### PROBLEM STATEMENT:
Find each line with the string "that" and copy it.
:: DATA EXTRACT
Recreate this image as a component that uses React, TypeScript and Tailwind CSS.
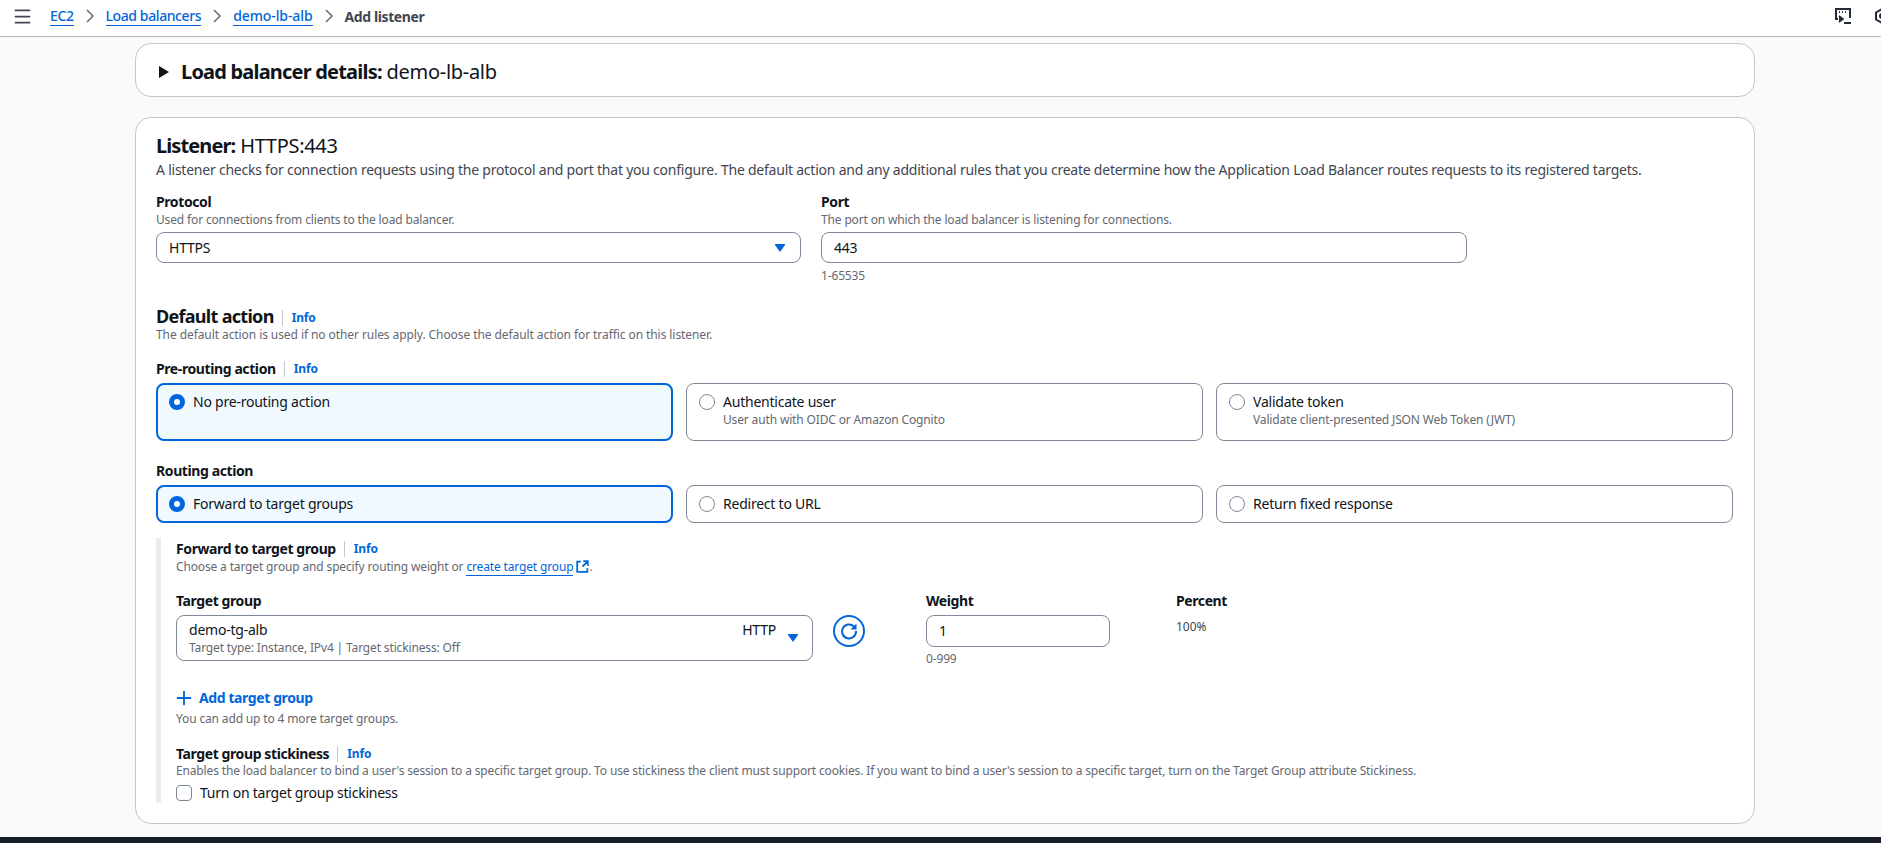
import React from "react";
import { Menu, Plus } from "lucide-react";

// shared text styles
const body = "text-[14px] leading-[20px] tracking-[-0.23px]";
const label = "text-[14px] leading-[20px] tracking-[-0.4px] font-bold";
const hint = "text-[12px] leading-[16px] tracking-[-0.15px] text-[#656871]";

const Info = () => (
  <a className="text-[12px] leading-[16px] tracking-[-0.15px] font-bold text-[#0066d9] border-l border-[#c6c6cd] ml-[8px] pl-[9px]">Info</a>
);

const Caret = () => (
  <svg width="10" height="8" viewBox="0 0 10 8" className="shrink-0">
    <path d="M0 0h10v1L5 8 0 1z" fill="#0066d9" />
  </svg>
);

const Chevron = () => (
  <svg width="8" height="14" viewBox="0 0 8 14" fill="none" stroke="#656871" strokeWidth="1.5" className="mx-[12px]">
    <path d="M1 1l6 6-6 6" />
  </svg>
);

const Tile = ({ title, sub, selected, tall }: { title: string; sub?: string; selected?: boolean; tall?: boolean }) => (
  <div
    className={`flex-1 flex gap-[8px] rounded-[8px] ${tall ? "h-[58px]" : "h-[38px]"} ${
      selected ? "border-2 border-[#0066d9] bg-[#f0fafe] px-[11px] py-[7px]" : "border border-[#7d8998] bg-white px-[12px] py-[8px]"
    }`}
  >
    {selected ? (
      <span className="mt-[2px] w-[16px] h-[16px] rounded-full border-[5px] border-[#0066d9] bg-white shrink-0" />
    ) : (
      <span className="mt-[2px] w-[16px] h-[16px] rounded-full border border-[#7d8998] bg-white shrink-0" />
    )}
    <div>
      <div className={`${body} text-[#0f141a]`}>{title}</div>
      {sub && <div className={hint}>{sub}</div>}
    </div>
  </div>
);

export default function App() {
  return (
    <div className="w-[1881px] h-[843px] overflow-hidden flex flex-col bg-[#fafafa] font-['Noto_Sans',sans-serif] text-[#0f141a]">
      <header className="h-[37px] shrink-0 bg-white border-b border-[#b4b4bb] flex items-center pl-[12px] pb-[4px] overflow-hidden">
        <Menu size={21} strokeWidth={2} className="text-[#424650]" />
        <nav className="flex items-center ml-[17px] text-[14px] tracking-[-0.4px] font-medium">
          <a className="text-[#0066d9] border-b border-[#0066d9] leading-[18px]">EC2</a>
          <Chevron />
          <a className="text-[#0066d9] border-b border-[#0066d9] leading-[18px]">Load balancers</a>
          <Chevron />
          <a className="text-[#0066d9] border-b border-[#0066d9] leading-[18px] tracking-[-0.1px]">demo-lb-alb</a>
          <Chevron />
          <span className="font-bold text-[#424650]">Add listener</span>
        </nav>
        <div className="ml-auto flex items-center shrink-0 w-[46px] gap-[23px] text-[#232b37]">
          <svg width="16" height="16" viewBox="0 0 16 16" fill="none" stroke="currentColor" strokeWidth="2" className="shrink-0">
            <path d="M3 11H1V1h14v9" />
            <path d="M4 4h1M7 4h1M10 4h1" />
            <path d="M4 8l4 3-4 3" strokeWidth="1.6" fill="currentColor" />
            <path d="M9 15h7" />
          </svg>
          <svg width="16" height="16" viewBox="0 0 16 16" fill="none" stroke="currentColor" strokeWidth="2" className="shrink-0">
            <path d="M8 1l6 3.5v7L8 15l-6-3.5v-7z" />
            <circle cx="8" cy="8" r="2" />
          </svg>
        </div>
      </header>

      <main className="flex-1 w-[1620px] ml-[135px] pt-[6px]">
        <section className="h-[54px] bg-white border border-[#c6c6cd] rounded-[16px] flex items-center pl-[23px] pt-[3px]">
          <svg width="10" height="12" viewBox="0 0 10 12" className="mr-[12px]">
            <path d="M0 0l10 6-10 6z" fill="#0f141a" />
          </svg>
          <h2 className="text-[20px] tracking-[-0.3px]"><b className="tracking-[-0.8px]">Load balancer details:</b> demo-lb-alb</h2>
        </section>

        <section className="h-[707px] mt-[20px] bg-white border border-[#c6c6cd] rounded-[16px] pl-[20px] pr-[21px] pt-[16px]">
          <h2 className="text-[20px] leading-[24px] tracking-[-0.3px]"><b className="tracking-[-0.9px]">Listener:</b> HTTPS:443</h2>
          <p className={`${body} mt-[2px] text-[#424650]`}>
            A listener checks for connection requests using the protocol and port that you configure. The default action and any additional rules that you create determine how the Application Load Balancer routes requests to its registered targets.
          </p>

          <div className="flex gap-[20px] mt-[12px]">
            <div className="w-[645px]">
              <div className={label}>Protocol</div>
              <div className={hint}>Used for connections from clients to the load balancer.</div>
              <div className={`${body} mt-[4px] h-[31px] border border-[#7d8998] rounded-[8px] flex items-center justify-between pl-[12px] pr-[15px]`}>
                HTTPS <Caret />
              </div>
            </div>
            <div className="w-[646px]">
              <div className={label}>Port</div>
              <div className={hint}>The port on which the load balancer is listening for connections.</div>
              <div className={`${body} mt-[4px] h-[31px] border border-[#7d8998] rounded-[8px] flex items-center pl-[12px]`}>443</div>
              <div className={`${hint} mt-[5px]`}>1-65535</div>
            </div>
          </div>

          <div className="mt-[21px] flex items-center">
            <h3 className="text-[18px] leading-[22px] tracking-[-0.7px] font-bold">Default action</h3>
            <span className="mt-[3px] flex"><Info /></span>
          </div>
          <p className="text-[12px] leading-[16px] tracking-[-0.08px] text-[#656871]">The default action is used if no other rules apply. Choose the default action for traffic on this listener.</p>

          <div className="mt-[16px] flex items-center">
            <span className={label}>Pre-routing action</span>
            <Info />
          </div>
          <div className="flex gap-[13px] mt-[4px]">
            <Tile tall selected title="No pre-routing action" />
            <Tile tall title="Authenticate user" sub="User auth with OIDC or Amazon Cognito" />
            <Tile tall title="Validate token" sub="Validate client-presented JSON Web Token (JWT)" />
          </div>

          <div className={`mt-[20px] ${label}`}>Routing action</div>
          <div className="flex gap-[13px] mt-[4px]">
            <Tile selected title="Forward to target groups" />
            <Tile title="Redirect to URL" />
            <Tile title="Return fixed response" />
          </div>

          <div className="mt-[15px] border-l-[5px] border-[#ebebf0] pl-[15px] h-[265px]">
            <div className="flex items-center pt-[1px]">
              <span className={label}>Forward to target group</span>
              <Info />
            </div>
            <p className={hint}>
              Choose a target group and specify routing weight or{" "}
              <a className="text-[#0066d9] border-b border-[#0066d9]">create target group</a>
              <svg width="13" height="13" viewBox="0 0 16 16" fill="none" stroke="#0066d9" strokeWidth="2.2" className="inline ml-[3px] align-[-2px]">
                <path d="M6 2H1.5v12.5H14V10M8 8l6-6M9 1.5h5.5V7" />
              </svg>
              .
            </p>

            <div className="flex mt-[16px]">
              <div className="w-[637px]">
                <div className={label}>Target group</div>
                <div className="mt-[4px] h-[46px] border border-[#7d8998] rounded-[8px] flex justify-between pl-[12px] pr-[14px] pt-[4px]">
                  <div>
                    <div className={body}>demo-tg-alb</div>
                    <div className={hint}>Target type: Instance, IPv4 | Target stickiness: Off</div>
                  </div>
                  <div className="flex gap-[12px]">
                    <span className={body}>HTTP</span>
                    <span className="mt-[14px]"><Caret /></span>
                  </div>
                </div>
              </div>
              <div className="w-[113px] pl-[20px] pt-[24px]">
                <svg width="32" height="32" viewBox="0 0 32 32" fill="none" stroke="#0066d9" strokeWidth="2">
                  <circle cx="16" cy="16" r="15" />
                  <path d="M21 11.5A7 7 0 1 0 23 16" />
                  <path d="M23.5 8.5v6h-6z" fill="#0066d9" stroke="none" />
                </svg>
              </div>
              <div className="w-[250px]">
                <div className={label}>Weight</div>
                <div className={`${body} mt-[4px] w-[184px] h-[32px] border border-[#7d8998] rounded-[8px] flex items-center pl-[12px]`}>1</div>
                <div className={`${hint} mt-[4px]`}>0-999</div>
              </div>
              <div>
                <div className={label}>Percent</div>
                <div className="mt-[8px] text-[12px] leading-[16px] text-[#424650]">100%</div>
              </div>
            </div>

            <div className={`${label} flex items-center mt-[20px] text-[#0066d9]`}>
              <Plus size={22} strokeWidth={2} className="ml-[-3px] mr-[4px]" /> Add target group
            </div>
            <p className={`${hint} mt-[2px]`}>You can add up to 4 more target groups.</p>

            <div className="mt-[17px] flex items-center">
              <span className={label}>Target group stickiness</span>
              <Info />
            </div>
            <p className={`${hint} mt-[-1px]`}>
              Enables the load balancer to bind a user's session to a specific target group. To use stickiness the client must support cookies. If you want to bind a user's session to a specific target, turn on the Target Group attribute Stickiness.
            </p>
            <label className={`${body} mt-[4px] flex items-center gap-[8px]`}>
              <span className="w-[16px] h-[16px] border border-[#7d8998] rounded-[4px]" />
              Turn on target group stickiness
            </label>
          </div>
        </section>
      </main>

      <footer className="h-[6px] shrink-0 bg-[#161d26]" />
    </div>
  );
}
::::
### WRITTEN SOLUTION:
Recreate this image as a component that uses React, TypeScript and Tailwind CSS.
            A listener checks for connection requests using the protocol and port that you configure. The default action and any additional rules that you create determine how the Application Load Balancer routes requests to its registered targets.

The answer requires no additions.